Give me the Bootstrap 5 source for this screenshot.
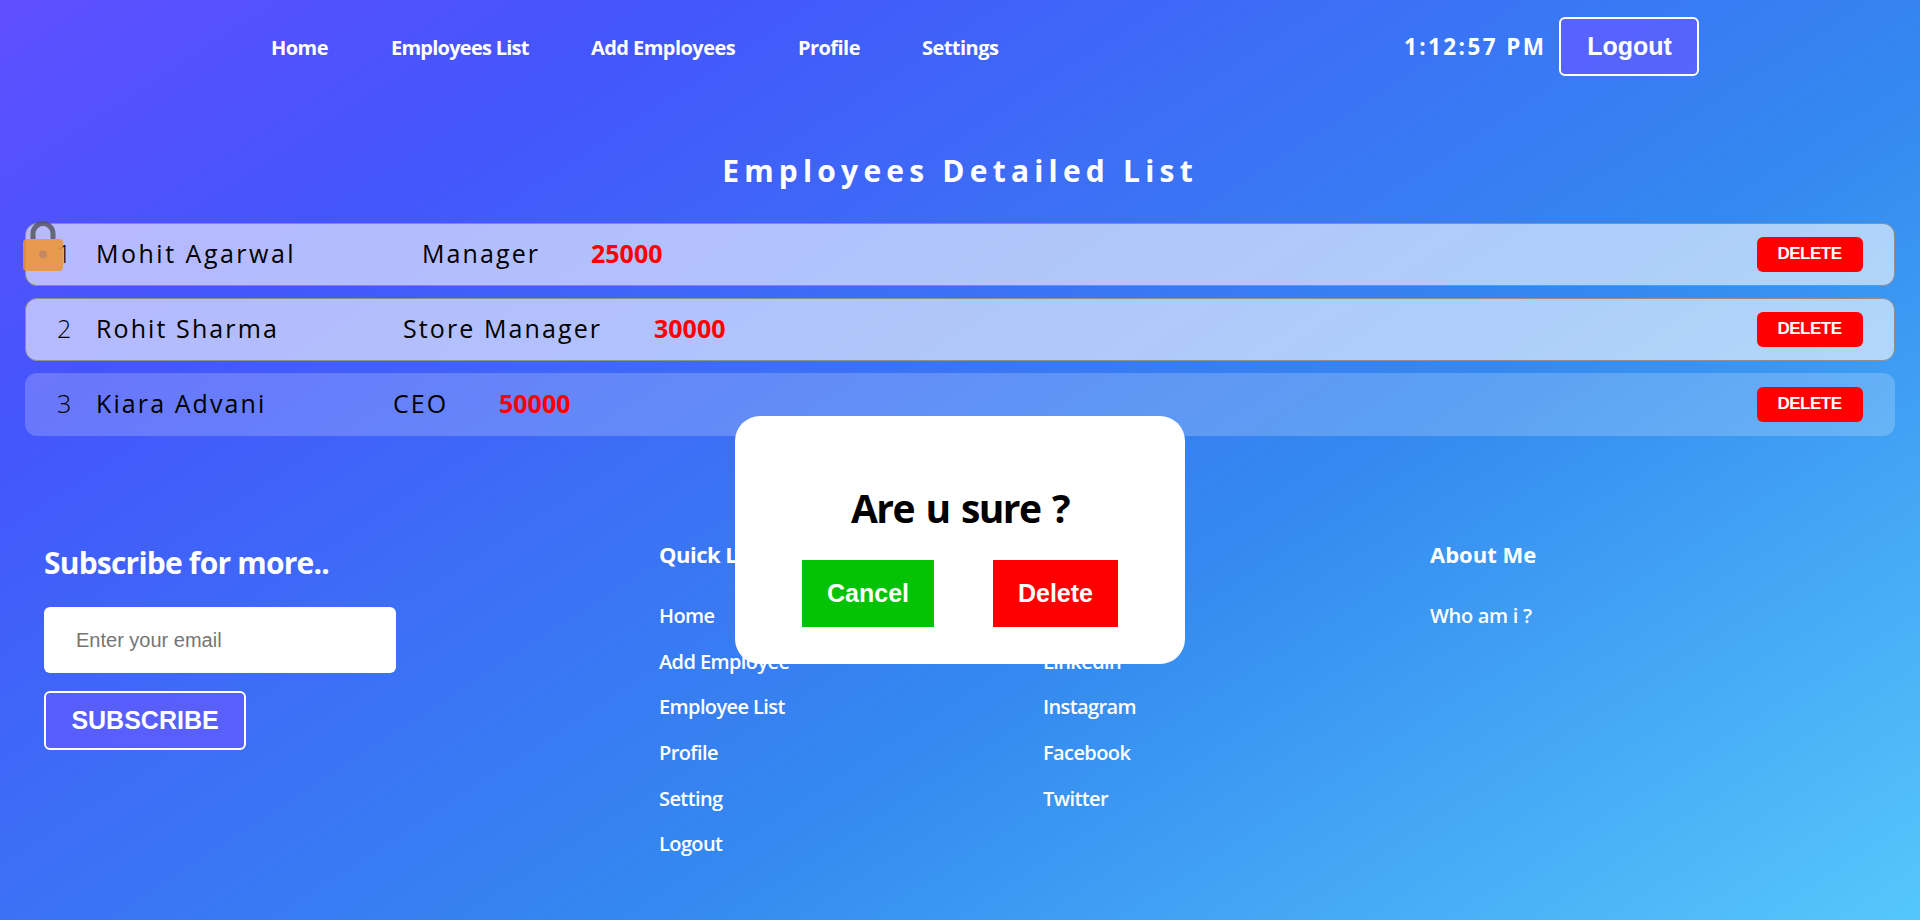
<!DOCTYPE html>
<html lang="en">
<head>
<meta charset="utf-8">
<title>Employees</title>
<link href="https://cdn.jsdelivr.net/npm/bootstrap@5.3.0/dist/css/bootstrap.min.css" rel="stylesheet">
<style>
body{height:920px;overflow:hidden;font-family:"Open Sans","Noto Sans",sans-serif;color:#fff;background:linear-gradient(147deg,#5f4fff 0%,#4455fc 20%,#3489f0 62%,#55c7fb 100%)}
.topbar{height:95px;padding:17px 221px 0 271px}
.topbar .nav-link{padding:0;color:#fff;font-size:20px;font-weight:700;line-height:30px;letter-spacing:-.55px;white-space:nowrap;margin-top:16px}
.topbar .m2{letter-spacing:-.75px}
.m1{width:120px}.m2{width:200px}.m3{width:207px}.m4{width:124px}
.clock{font-size:22.5px;font-weight:700;letter-spacing:2.4px;line-height:30px;margin-top:15px;width:155px;white-space:nowrap}
.btn-main{width:140px;height:59px;border:2px solid #fff;border-radius:6px;background:rgba(100,90,255,.7);color:#fff;font:700 25px/1 "Liberation Sans",sans-serif;padding:0}
.topbar .btn-main{padding-left:1px}
.page-title{font-size:30px;font-weight:700;line-height:40px;letter-spacing:5.2px;margin:56px 0 32px;text-align:center}
.emp-list{padding:0 25px;gap:12px}
.emp{height:63px;border-radius:12px;background:rgba(255,255,255,.6);border:1px solid #8f8f93;padding:0 31px 0 31px;color:#000;font-size:25px;white-space:nowrap}
.emp span{position:relative;top:-1px}
.emp.soft{background:rgba(255,255,255,.2);border-color:transparent}
.num{width:39px;font-weight:300}
.nm,.job{letter-spacing:2.1px}
.nm,.job{font-weight:500}
.emp:first-child .nm{letter-spacing:2.5px}
.pay{font-weight:700;color:#f00;padding-left:1px}
.btn-del{width:106px;height:35px;border:0;border-radius:6px;background:#f00;color:#fff;font:700 17px/1 "Liberation Sans",sans-serif;letter-spacing:-.5px;padding:0 1px 2px 0;margin-top:-1px}
.lock{position:absolute;left:23px;top:220px;opacity:.85}
.foot{padding:104px 0 0 44px}
.c1{width:615px}.c2{width:384px}.c3{width:387px}
.sub-title{font-size:30px;font-weight:700;line-height:40px;letter-spacing:-.8px;margin:3px 0 24px}
.mail{width:352px;height:66px;border:0;border-radius:6px;padding:0 32px;font:20px "Liberation Sans",sans-serif;margin-bottom:18px}
.mail::placeholder{color:#757575;opacity:1}
.foot h5{font-size:22px;font-weight:700;line-height:30px;margin:-1px 0 33px;letter-spacing:-.5px}
.foot .about h5{letter-spacing:0}
.foot li{font-size:20px;font-weight:600;line-height:28px;height:45.7px;letter-spacing:-.6px}
.foot .about li{letter-spacing:-.3px}
.social{padding-top:107.7px}
.ask{position:absolute;left:735px;top:416px;width:450px;height:248px;border-radius:25px;background:#fff;color:#000;padding-top:65px}
.ask h2{font-size:39px;font-weight:700;line-height:54px;margin:0 0 25px;text-align:center;letter-spacing:-1.6px;word-spacing:3px}
.ask button{height:67px;border:0;color:#fff;font:700 25px "Liberation Sans",sans-serif}
.choices{padding:0 67px}
.no{width:132px;background:#04c204}.yes{width:125px;background:#f00}
</style>
</head>
<body>
<nav class="topbar d-flex">
<a class="nav-link m1" href="#">Home</a><a class="nav-link m2" href="#">Employees List</a><a class="nav-link m3" href="#">Add Employees</a><a class="nav-link m4" href="#">Profile</a><a class="nav-link" href="#">Settings</a>
<div class="clock ms-auto">1:12:57 PM</div><button class="btn-main">Logout</button>
</nav>
<h1 class="page-title">Employees Detailed List</h1>
<main class="emp-list d-flex flex-column">
<div class="emp d-flex align-items-center"><span class="num">1</span><span class="nm" style="width:326px">Mohit Agarwal</span><span class="job" style="width:168px">Manager</span><span class="pay">25000</span><button class="btn-del ms-auto">DELETE</button></div>
<div class="emp d-flex align-items-center"><span class="num">2</span><span class="nm" style="width:307px">Rohit Sharma</span><span class="job" style="width:250px">Store Manager</span><span class="pay">30000</span><button class="btn-del ms-auto">DELETE</button></div>
<div class="emp soft d-flex align-items-center"><span class="num">3</span><span class="nm" style="width:297px">Kiara Advani</span><span class="job" style="width:105px">CEO</span><span class="pay">50000</span><button class="btn-del ms-auto">DELETE</button></div>
</main>
<svg class="lock" width="42" height="52" viewBox="0 0 42 52"><path d="M10 19V13.500a10 10 0 0 1 20 0V19" fill="none" stroke="#575766" stroke-width="5"/><rect x="0" y="19" width="40" height="32" rx="4" fill="#ef9431"/><circle cx="20" cy="34.500" r="4" fill="#c97f47"/></svg>
<footer class="foot d-flex">
<div class="c1"><h3 class="sub-title">Subscribe for more..</h3><input class="mail d-block" placeholder="Enter your email"><button class="btn-main" style="width:202px">SUBSCRIBE</button></div>
<div class="c2"><h5>Quick Links</h5><ul class="list-unstyled"><li>Home</li><li>Add Employee</li><li>Employee List</li><li>Profile</li><li>Setting</li><li>Logout</li></ul></div>
<div class="c3"><ul class="list-unstyled social"><li>Linkedin</li><li>Instagram</li><li>Facebook</li><li>Twitter</li></ul></div>
<div class="about"><h5>About Me</h5><ul class="list-unstyled"><li>Who am i ?</li></ul></div>
</footer>
<div class="ask"><h2>Are u sure ?</h2><div class="choices d-flex justify-content-between"><button class="no">Cancel</button><button class="yes">Delete</button></div></div>
<script src="https://cdn.jsdelivr.net/npm/bootstrap@5.3.0/dist/js/bootstrap.bundle.min.js"></script>
</body>
</html>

• • • •

TASK TO CARRY OUT: Leaving the pictures aside, transcribe the entire listing exactly.

REPLY TO THE TASK:
Give me the Bootstrap 5 source for this screenshot.
<!DOCTYPE html>
<html lang="en">
<head>
<meta charset="utf-8">
<title>Employees</title>
<link href="https://cdn.jsdelivr.net/npm/bootstrap@5.3.0/dist/css/bootstrap.min.css" rel="stylesheet">
<style>
body{height:920px;overflow:hidden;font-family:"Open Sans","Noto Sans",sans-serif;color:#fff;background:linear-gradient(147deg,#5f4fff 0%,#4455fc 20%,#3489f0 62%,#55c7fb 100%)}
.topbar{height:95px;padding:17px 221px 0 271px}
.topbar .nav-link{padding:0;color:#fff;font-size:20px;font-weight:700;line-height:30px;letter-spacing:-.55px;white-space:nowrap;margin-top:16px}
.topbar .m2{letter-spacing:-.75px}
.m1{width:120px}.m2{width:200px}.m3{width:207px}.m4{width:124px}
.clock{font-size:22.5px;font-weight:700;letter-spacing:2.4px;line-height:30px;margin-top:15px;width:155px;white-space:nowrap}
.btn-main{width:140px;height:59px;border:2px solid #fff;border-radius:6px;background:rgba(100,90,255,.7);color:#fff;font:700 25px/1 "Liberation Sans",sans-serif;padding:0}
.topbar .btn-main{padding-left:1px}
.page-title{font-size:30px;font-weight:700;line-height:40px;letter-spacing:5.2px;margin:56px 0 32px;text-align:center}
.emp-list{padding:0 25px;gap:12px}
.emp{height:63px;border-radius:12px;background:rgba(255,255,255,.6);border:1px solid #8f8f93;padding:0 31px 0 31px;color:#000;font-size:25px;white-space:nowrap}
.emp span{position:relative;top:-1px}
.emp.soft{background:rgba(255,255,255,.2);border-color:transparent}
.num{width:39px;font-weight:300}
.nm,.job{letter-spacing:2.1px}
.nm,.job{font-weight:500}
.emp:first-child .nm{letter-spacing:2.5px}
.pay{font-weight:700;color:#f00;padding-left:1px}
.btn-del{width:106px;height:35px;border:0;border-radius:6px;background:#f00;color:#fff;font:700 17px/1 "Liberation Sans",sans-serif;letter-spacing:-.5px;padding:0 1px 2px 0;margin-top:-1px}
.lock{position:absolute;left:23px;top:220px;opacity:.85}
.foot{padding:104px 0 0 44px}
.c1{width:615px}.c2{width:384px}.c3{width:387px}
.sub-title{font-size:30px;font-weight:700;line-height:40px;letter-spacing:-.8px;margin:3px 0 24px}
.mail{width:352px;height:66px;border:0;border-radius:6px;padding:0 32px;font:20px "Liberation Sans",sans-serif;margin-bottom:18px}
.mail::placeholder{color:#757575;opacity:1}
.foot h5{font-size:22px;font-weight:700;line-height:30px;margin:-1px 0 33px;letter-spacing:-.5px}
.foot .about h5{letter-spacing:0}
.foot li{font-size:20px;font-weight:600;line-height:28px;height:45.7px;letter-spacing:-.6px}
.foot .about li{letter-spacing:-.3px}
.social{padding-top:107.7px}
.ask{position:absolute;left:735px;top:416px;width:450px;height:248px;border-radius:25px;background:#fff;color:#000;padding-top:65px}
.ask h2{font-size:39px;font-weight:700;line-height:54px;margin:0 0 25px;text-align:center;letter-spacing:-1.6px;word-spacing:3px}
.ask button{height:67px;border:0;color:#fff;font:700 25px "Liberation Sans",sans-serif}
.choices{padding:0 67px}
.no{width:132px;background:#04c204}.yes{width:125px;background:#f00}
</style>
</head>
<body>
<nav class="topbar d-flex">
<a class="nav-link m1" href="#">Home</a><a class="nav-link m2" href="#">Employees List</a><a class="nav-link m3" href="#">Add Employees</a><a class="nav-link m4" href="#">Profile</a><a class="nav-link" href="#">Settings</a>
<div class="clock ms-auto">1:12:57 PM</div><button class="btn-main">Logout</button>
</nav>
<h1 class="page-title">Employees Detailed List</h1>
<main class="emp-list d-flex flex-column">
<div class="emp d-flex align-items-center"><span class="num">1</span><span class="nm" style="width:326px">Mohit Agarwal</span><span class="job" style="width:168px">Manager</span><span class="pay">25000</span><button class="btn-del ms-auto">DELETE</button></div>
<div class="emp d-flex align-items-center"><span class="num">2</span><span class="nm" style="width:307px">Rohit Sharma</span><span class="job" style="width:250px">Store Manager</span><span class="pay">30000</span><button class="btn-del ms-auto">DELETE</button></div>
<div class="emp soft d-flex align-items-center"><span class="num">3</span><span class="nm" style="width:297px">Kiara Advani</span><span class="job" style="width:105px">CEO</span><span class="pay">50000</span><button class="btn-del ms-auto">DELETE</button></div>
</main>
<svg class="lock" width="42" height="52" viewBox="0 0 42 52"><path d="M10 19V13.500a10 10 0 0 1 20 0V19" fill="none" stroke="#575766" stroke-width="5"/><rect x="0" y="19" width="40" height="32" rx="4" fill="#ef9431"/><circle cx="20" cy="34.500" r="4" fill="#c97f47"/></svg>
<footer class="foot d-flex">
<div class="c1"><h3 class="sub-title">Subscribe for more..</h3><input class="mail d-block" placeholder="Enter your email"><button class="btn-main" style="width:202px">SUBSCRIBE</button></div>
<div class="c2"><h5>Quick Links</h5><ul class="list-unstyled"><li>Home</li><li>Add Employee</li><li>Employee List</li><li>Profile</li><li>Setting</li><li>Logout</li></ul></div>
<div class="c3"><ul class="list-unstyled social"><li>Linkedin</li><li>Instagram</li><li>Facebook</li><li>Twitter</li></ul></div>
<div class="about"><h5>About Me</h5><ul class="list-unstyled"><li>Who am i ?</li></ul></div>
</footer>
<div class="ask"><h2>Are u sure ?</h2><div class="choices d-flex justify-content-between"><button class="no">Cancel</button><button class="yes">Delete</button></div></div>
<script src="https://cdn.jsdelivr.net/npm/bootstrap@5.3.0/dist/js/bootstrap.bundle.min.js"></script>
</body>
</html>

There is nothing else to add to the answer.